Like Malcolm X, Martin Luther King is remembered by capitalists as a fighter for racial justice, but by the time of his death, his understanding of power was far greater than that.—WS

on democracy and socialism and capitalism

“Call it democracy, or call it democratic socialism, but there must be a better distribution of wealth within this country for all of God’s children.”

on working for justice

"Privileged classes do not give up their privileges voluntarily."

on poverty

"In the treatment of poverty nationally, one fact stands out: there are twice as many white poor as Negro poor in the United States. Therefore I will not dwell on the experiences of poverty that derive from racial discrimination, but will discuss the poverty that affects white and Negro alike."

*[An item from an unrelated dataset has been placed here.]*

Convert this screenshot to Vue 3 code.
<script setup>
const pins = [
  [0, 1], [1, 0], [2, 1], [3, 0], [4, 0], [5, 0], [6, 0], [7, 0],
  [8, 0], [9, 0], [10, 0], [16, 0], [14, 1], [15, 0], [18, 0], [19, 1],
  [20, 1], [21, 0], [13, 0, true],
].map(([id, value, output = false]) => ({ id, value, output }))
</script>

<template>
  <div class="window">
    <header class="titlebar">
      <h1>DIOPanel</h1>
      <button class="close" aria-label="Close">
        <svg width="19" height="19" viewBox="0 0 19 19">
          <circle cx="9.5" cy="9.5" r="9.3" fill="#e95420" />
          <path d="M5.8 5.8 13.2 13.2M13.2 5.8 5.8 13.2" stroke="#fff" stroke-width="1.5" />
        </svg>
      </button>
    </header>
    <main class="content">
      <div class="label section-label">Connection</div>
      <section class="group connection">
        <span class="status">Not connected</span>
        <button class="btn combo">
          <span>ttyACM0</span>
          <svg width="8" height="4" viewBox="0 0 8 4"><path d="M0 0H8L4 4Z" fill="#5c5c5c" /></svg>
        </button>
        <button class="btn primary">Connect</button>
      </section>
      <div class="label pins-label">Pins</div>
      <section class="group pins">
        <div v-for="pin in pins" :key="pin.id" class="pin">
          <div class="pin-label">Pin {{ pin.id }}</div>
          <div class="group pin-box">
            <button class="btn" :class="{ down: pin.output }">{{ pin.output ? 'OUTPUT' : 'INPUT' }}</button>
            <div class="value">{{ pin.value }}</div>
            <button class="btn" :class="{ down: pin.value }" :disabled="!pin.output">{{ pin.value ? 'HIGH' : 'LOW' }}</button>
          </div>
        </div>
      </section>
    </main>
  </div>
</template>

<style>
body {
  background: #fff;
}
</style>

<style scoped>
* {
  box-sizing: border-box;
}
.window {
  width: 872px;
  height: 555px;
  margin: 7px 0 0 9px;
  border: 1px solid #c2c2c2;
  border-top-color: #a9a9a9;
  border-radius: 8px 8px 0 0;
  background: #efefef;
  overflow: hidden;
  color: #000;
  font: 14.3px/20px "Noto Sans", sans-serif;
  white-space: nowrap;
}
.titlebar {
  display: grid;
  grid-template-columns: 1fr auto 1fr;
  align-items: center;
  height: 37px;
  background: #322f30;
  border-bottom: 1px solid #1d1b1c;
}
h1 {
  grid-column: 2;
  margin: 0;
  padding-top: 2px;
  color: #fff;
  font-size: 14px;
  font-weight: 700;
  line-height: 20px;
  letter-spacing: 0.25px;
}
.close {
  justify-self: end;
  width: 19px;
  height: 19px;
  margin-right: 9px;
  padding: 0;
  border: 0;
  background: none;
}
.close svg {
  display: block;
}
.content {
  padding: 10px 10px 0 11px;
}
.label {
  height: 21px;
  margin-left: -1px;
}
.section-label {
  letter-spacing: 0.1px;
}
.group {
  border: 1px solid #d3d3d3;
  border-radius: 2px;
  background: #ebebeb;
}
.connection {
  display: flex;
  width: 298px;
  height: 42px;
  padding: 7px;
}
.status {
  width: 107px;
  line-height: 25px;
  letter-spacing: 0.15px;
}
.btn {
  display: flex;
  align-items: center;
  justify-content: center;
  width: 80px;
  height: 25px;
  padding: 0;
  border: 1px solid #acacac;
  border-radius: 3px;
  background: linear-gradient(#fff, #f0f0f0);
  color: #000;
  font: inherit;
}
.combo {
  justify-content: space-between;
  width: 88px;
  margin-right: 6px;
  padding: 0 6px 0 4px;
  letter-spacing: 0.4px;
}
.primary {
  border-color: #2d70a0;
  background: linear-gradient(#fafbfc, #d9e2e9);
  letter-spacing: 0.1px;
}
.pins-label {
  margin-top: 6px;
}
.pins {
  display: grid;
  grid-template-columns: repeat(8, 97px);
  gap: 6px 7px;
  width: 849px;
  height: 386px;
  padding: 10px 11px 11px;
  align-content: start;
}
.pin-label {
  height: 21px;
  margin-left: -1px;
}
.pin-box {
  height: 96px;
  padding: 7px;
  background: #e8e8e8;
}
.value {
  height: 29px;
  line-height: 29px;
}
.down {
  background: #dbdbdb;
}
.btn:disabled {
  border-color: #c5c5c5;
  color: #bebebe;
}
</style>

"I am now convinced that the simplest approach will prove to be the most effective—the solution to poverty is to abolish it directly by a now widely discussed measure: the guaranteed income."

on capitalism

"And one day we must ask the question, Why are there forty million poor people in America? ... When you ask that question, you begin to question the capitalistic economy. And I'm simply saying that more and more, we've got to begin to ask questions about the whole society. We are called upon to help the discouraged beggars in life's marketplace. But one day we must come to see that an edifice which produces beggars needs restructuring. It means that questions must be raised. You see, my friends, when you deal with this, you begin to ask the question, Who owns the oil? You begin to ask the question, Who owns the iron ore? You begin to ask the question, Why is it that people have to pay water bills in a world that is two-thirds water?"

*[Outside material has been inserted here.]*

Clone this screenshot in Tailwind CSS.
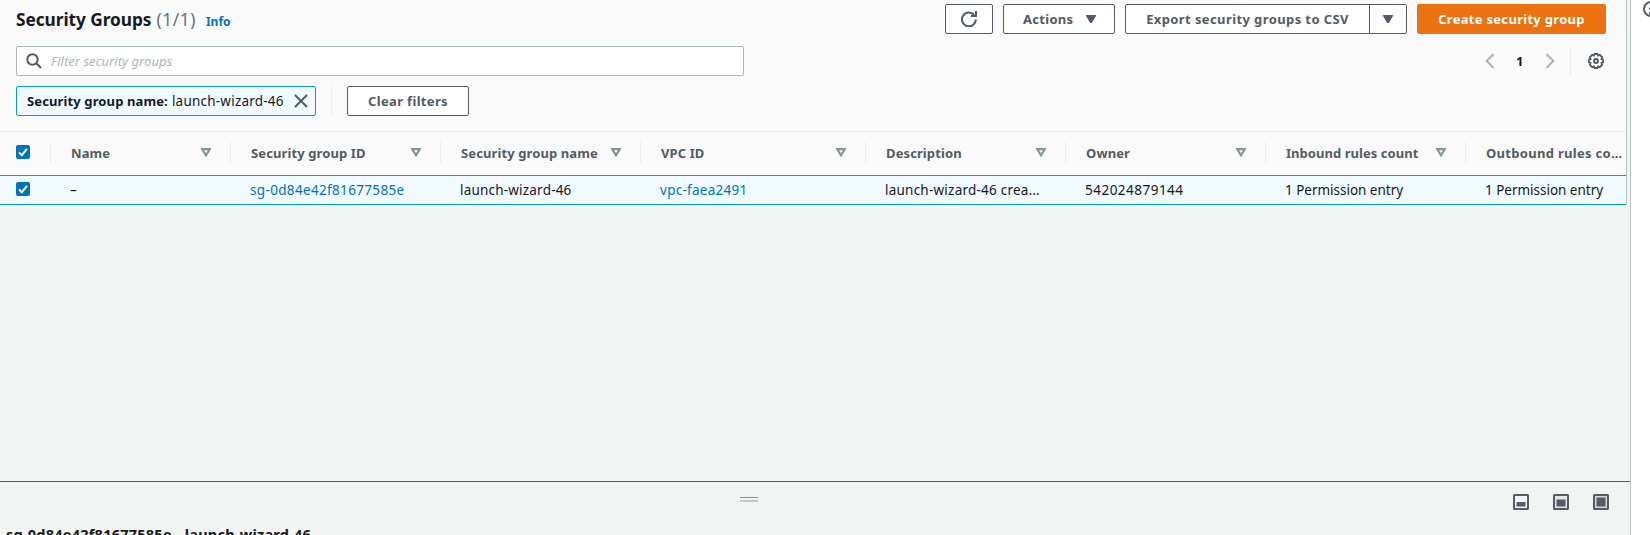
<!DOCTYPE html>
<html lang="en">
<head>
<meta charset="utf-8">
<title>Security Groups</title>
<script src="https://cdn.jsdelivr.net/npm/@tailwindcss/browser@4"></script>
</head>
<body class="flex h-[535px] w-[1650px] overflow-hidden bg-white font-['Noto_Sans','Open_Sans',sans-serif] text-[13px] leading-[20px] text-[#16191f]">
<svg class="hidden">
  <symbol id="sort" viewBox="0 0 10 9"><path d="M1.3 1.200h7.4L5 7.300z" fill="none" stroke="#879596" stroke-width="2.200"/></symbol>
  <symbol id="check" viewBox="0 0 14 14"><rect width="14" height="14" rx="2" fill="#0073bb"/><path d="M3 7.4 5.8 10.2 11 3.8" fill="none" stroke="#fff" stroke-width="2"/></symbol>
</svg>
<main class="flex w-[1631px] flex-col border-r border-[#bcc3c4] bg-[#f2f3f3]">
  <section class="flex h-[205px] w-[1627px] flex-col border-r border-[#bcc3c4] bg-[#fafafa]">
    <header class="flex h-[34px] pl-4 pr-5 pt-1">
      <h1 class="mt-[2px] flex h-7 items-center whitespace-nowrap text-[17.3px] font-bold tracking-[-0.06px]"><span>Security Groups</span><span class="ml-[5px] font-normal tracking-[0.6px] text-[#687078]">(1/1)</span></h1>
      <a class="ml-[10px] mt-[8px] text-[12px] font-bold text-[#0073bb]">Info</a>
      <div class="ml-auto flex gap-[10px] font-bold tracking-[0.3px] text-[#545b64]">
        <button class="flex h-[30px] w-12 items-center justify-center rounded-[2px] border border-[#545b64] bg-white">
          <svg class="size-4" viewBox="0 0 16 16" fill="none" stroke="#545b64" stroke-width="2"><path d="M14.8 8.500A6.900 6.900 0 1 1 13.200 4"/><path d="M15 0v5H10"/></svg>
        </button>
        <button class="flex h-[30px] w-[112px] items-center rounded-[2px] border border-[#545b64] bg-white pl-[19px]"><span>Actions</span><svg class="ml-auto mr-[18px] h-2 w-[10px]" viewBox="0 0 10 8"><path d="M0 0h10v1L5.8 8H4.2L0 1z" fill="#545b64"/></svg></button>
        <div class="flex h-[30px] w-[282px] rounded-[2px] border border-[#545b64] bg-white">
          <button class="w-[244px] whitespace-nowrap border-r border-[#545b64] tracking-[0.4px]">Export security groups to CSV</button>
          <button class="flex flex-1 items-center justify-center"><svg class="h-2 w-[10px]" viewBox="0 0 10 8"><path d="M0 0h10v1L5.8 8H4.2L0 1z" fill="#545b64"/></svg></button>
        </div>
        <button class="h-[30px] w-[189px] whitespace-nowrap rounded-[2px] bg-[#ec7211] text-white">Create security group</button>
      </div>
    </header>
    <div class="mt-3 flex h-[30px] pl-4 pr-5">
      <div class="flex w-[728px] items-center rounded-[2px] border border-[#aab7b8] bg-white pl-[9px]">
        <svg class="size-4" viewBox="0 0 16 16" fill="none" stroke="#545b64" stroke-width="2"><circle cx="6.5" cy="6.5" r="5.2"/><path d="m10.3 10.3 4.7 4.7"/></svg>
        <span class="ml-[9px] italic tracking-[0.03px] text-[#aab7b8]">Filter security groups</span>
      </div>
      <div class="ml-auto flex items-center">
        <svg class="h-4 w-[10px]" viewBox="0 0 10 16" fill="none" stroke="#aab7b8" stroke-width="2"><path d="M8.6 1 1.6 8l7 7"/></svg>
        <span class="ml-[21px] w-[8px] font-bold">1</span>
        <svg class="ml-[21px] h-4 w-[10px]" viewBox="0 0 10 16" fill="none" stroke="#aab7b8" stroke-width="2"><path d="m1.4 1 7 7-7 7"/></svg>
        <span class="ml-[15px] h-[30px] w-px bg-[#eaeded]"></span>
        <svg class="ml-[17px] mr-[2px] size-4" viewBox="0 0 16 16" fill="none" stroke="#545b64" stroke-width="1.9"><path d="M6.600 1h2.800l.7 1.500 1.700-.6 2.300 2.300-.6 1.700 1.500.7v2.800l-1.500.7.6 1.700-2.300 2.300-1.700-.6-.7 1.500H6.600l-.7-1.500-1.700.6-2.300-2.300.6-1.700L1 9.400V6.600l1.500-.7-.6-1.700 2.300-2.300 1.700.6z"/><circle cx="8" cy="8" r="2"/></svg>
      </div>
    </div>
    <div class="mt-[10px] flex h-[30px] pl-4">
      <div class="flex w-[300px] items-center whitespace-nowrap rounded-[2px] border border-[#00a1c9] bg-[#f1faff] pl-[10px]"><span class="font-bold tracking-[0.12px]">Security group name:</span><span class="ml-1 text-[13.5px] tracking-[0.22px]">launch-wizard-46</span>
        <svg class="ml-auto mr-[7px] size-[14px]" viewBox="0 0 14 14" stroke="#545b64" stroke-width="2"><path d="m1 1 12 12M13 1 1 13"/></svg>
      </div>
      <span class="ml-[15px] w-px bg-[#eaeded]"></span>
      <button class="ml-[15px] w-[122px] rounded-[2px] border border-[#545b64] bg-white font-bold tracking-[0.34px] text-[#545b64]">Clear filters</button>
    </div>
    <div class="mt-[15px] flex h-[44px] border-t border-[#eaeded] pt-[10px] font-bold tracking-[0.11px] text-[#545b64] *:h-[21px] *:shrink-0 *:whitespace-nowrap *:border-r *:border-[#eaeded]">
      <div class="w-[51px] pl-4"><svg class="mt-[3px] size-[14px]"><use href="#check"/></svg></div>
      <div class="flex w-[180px] items-center pl-5 pr-[19px]"><span>Name</span><svg class="ml-auto h-[9px] w-[10px]"><use href="#sort"/></svg></div>
      <div class="flex w-[210px] items-center pl-5 pr-[19px]"><span>Security group ID</span><svg class="ml-auto h-[9px] w-[10px]"><use href="#sort"/></svg></div>
      <div class="flex w-[200px] items-center pl-5 pr-[19px]"><span>Security group name</span><svg class="ml-auto h-[9px] w-[10px]"><use href="#sort"/></svg></div>
      <div class="flex w-[225px] items-center pl-5 pr-[19px]"><span>VPC ID</span><svg class="ml-auto h-[9px] w-[10px]"><use href="#sort"/></svg></div>
      <div class="flex w-[200px] items-center pl-5 pr-[19px]"><span>Description</span><svg class="ml-auto h-[9px] w-[10px]"><use href="#sort"/></svg></div>
      <div class="flex w-[200px] items-center pl-5 pr-[19px]"><span>Owner</span><svg class="ml-auto h-[9px] w-[10px]"><use href="#sort"/></svg></div>
      <div class="flex w-[200px] items-center pl-5 pr-[19px]"><span class="tracking-[0.05px]">Inbound rules count</span><svg class="ml-auto h-[9px] w-[10px]"><use href="#sort"/></svg></div>
      <div class="flex w-[160px] items-center border-r-0! pl-5 tracking-[0.3px]"><span>Outbound rules co…</span></div>
    </div>
    <div class="flex h-[30px] border-y border-[#00a1c9] bg-[#f1faff] pt-1 text-[13.5px] *:shrink-0 *:whitespace-nowrap">
      <div class="w-[70px] pl-4"><svg class="mt-[2px] size-[14px]"><use href="#check"/></svg></div>
      <div class="w-[180px]">–</div>
      <div class="w-[210px] tracking-[0.34px] text-[#0073bb]">sg-0d84e42f81677585e</div>
      <div class="w-[200px] tracking-[0.2px]">launch-wizard-46</div>
      <div class="w-[225px] tracking-[0.27px] text-[#0073bb]">vpc-faea2491</div>
      <div class="w-[200px] tracking-[0.23px]">launch-wizard-46 crea…</div>
      <div class="w-[200px] tracking-[0.49px]">542024879144</div>
      <div class="w-[200px] tracking-[-0.02px]">1 Permission entry</div>
      <div class="w-[140px] tracking-[-0.02px]">1 Permission entry</div>
    </div>
  </section>
  <section class="mt-[276px] h-[54px] overflow-hidden border-t border-[#545b64]">
    <div class="flex h-[42px] items-start pl-[740px] pt-[12px]">
      <div class="mt-[3px] flex w-[18px] flex-col gap-[2px]"><span class="h-px bg-[#879596]"></span><span class="h-[2px] bg-[#c4c8c8]"></span></div>
      <div class="ml-auto mr-[21px] flex gap-6">
        <svg class="size-4" viewBox="0 0 16 16"><rect x="1" y="1" width="14" height="14" rx=".5" fill="#f2f3f3" stroke="#545b64" stroke-width="2"/><path d="M3.500 8h9v4.500h-9z" fill="#545b64"/></svg>
        <svg class="size-4" viewBox="0 0 16 16"><rect x="1" y="1" width="14" height="14" rx=".5" fill="#e4e6e7" stroke="#545b64" stroke-width="2"/><path d="M3.500 5.500h9v7h-9z" fill="#545b64"/></svg>
        <svg class="size-4" viewBox="0 0 16 16"><rect x="1" y="1" width="14" height="14" rx=".5" fill="#d5d8da" stroke="#545b64" stroke-width="2"/><path d="M3.500 3.500h9v9h-9z" fill="#545b64"/></svg>
      </div>
    </div>
    <h2 class="whitespace-nowrap pl-[6px] text-[14.5px] font-bold tracking-[0.24px]">sg-0d84e42f81677585e - launch-wizard-46</h2>
  </section>
</main>
<aside class="w-[19px] overflow-hidden pl-3 pt-px">
  <svg class="h-4 w-4 max-w-none" viewBox="0 0 16 16" fill="none" stroke="#545b64" stroke-width="2"><circle cx="8" cy="8" r="7"/><path d="M7 7h1.500v5M6 12h3M6 7.500h2M7 4.500h2"/></svg>
</aside>
</body>
</html>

“…capitalism has often left a gulf between superfluous wealth and abject poverty, has created conditions permitting necessities to be taken from the many to give luxuries to the few, and has encouraged small-hearted men to become cold and conscienceless so that, like Dives before Lazarus, they are unmoved by suffering, poverty-stricken humanity.”

"...capitalism has often left a gulf between superfluous wealth and abject poverty, has created conditions permitting necessities to be taken from the many to give luxuries to the few, and has encouraged small-hearted men to become cold and conscienceless so that, like Dives before Lazarus, they are unmoved by suffering, poverty-stricken humanity."

"Today the poor are less often dismissed, I hope, from our consciences by being branded as inferior or incompetent. We also know that no matter how dynamically the economy develops and expands, it does not eliminate all poverty. The problem indicates that our emphasis must be twofold. We must create full employment or we must create incomes. People must be made consumers by one method or the other. Once they are placed in this position we need to be concerned that the potential of the individual is not wasted. New forms of work that enhance the social good will have to be devised for those for whom traditional jobs are not available."

"We must rapidly begin the shift from a thing-oriented society to a person-oriented society. When machines and computers, profit motives and property rights, are considered more important than people, the giant triplets of racism, extreme materialism, and militarism are incapable of being conquered."

"We must honestly admit that capitalism has often left a gulf between superfluous wealth and abject poverty, has created conditions permitting necessities to be taken from the many to give luxuries to the few, and has encouraged small hearted men to become cold and conscienceless so that, like Dives before Lazarus, they are unmoved by suffering, poverty-stricken humanity. The profit motive, when it is the sole basis of an economic system, encourages a cutthroat competition and selfish ambition that inspire men to be more I-centered than thou-centered."

"The evils of capitalism are as real as the evils of militarism and evils of racism."

"A true revolution of values will soon cause us to question the fairness and justice of many of our past and present policies. On the one hand we are called to play the Good Samaritan on life’s roadside, but that will be only an initial act. One day we must come to see that the whole Jericho Road must be transformed so that men and women will not be constantly beaten and robbed as they make their journey on life’s highway. True compassion is more than flinging a coin to a beggar. It comes to see that an edifice which produces beggars needs restructuring."

on military spending

“A nation that continues year after year to spend more money on military defense than on programs of social uplift is approaching spiritual death.”

on philanthropy

“Philanthropy is commendable, but it must not cause the philanthropist to overlook the circumstances of economic injustice which make philanthropy necessary.”

on the media

"Been a lot of applauding over the last few years. They applauded our total movement; they've applauded me. America and most of its newspapers applauded me in Montgomery. And I stood before thousands of Negroes getting ready to riot when my home was bombed and said, "We can't do it this way." They applauded us in the sit-in movement--we non-violently decided to sit in at lunch counters. The applauded us on the Freedom Rides when we accepted blows without retaliation. They praised us in Albany and Birmingham and Selma, Alabama. Oh, the press was so noble in its applause, and so noble in its praise when I was saying, "Be non-violent toward Bull Connor"; when I was saying, "Be non-violent toward [Selma, Alabama segregationist sheriff] Jim Clark." There's something strangely inconsistent about a nation and a press that will praise you when you say, "Be non-violent toward Jim Clark," but will curse and damn you when you say, "Be non-violent toward little brown Vietnamese children." There's something wrong with that press!"

on love and equality

"This call for a world-wide fellowship that lifts neighborly concern beyond one's tribe, race, class and nation is in reality a call for an all-embracing and unconditional love for all men. This oft misunderstood and misinterpreted concept -- so readily dismissed by the Nietzsches of the world as a weak and cowardly force -- has now become an absolute necessity for the survival of man. When I speak of love I am not speaking of some sentimental and weak response. I am speaking of that force which all of the great religions have seen as the supreme unifying principle of life. Love is somehow the key that unlocks the door which leads to ultimate reality. This Hindu-Moslem-Christian-Jewish-Buddhist belief about ultimate reality is beautifully summed up in the first epistle of Saint John: Let us love one another; for love is God and everyone that loveth is born of God and knoweth God. He that loveth not knoweth not God; for God is love. If we love one another God dwelleth in us, and his love is perfected in us."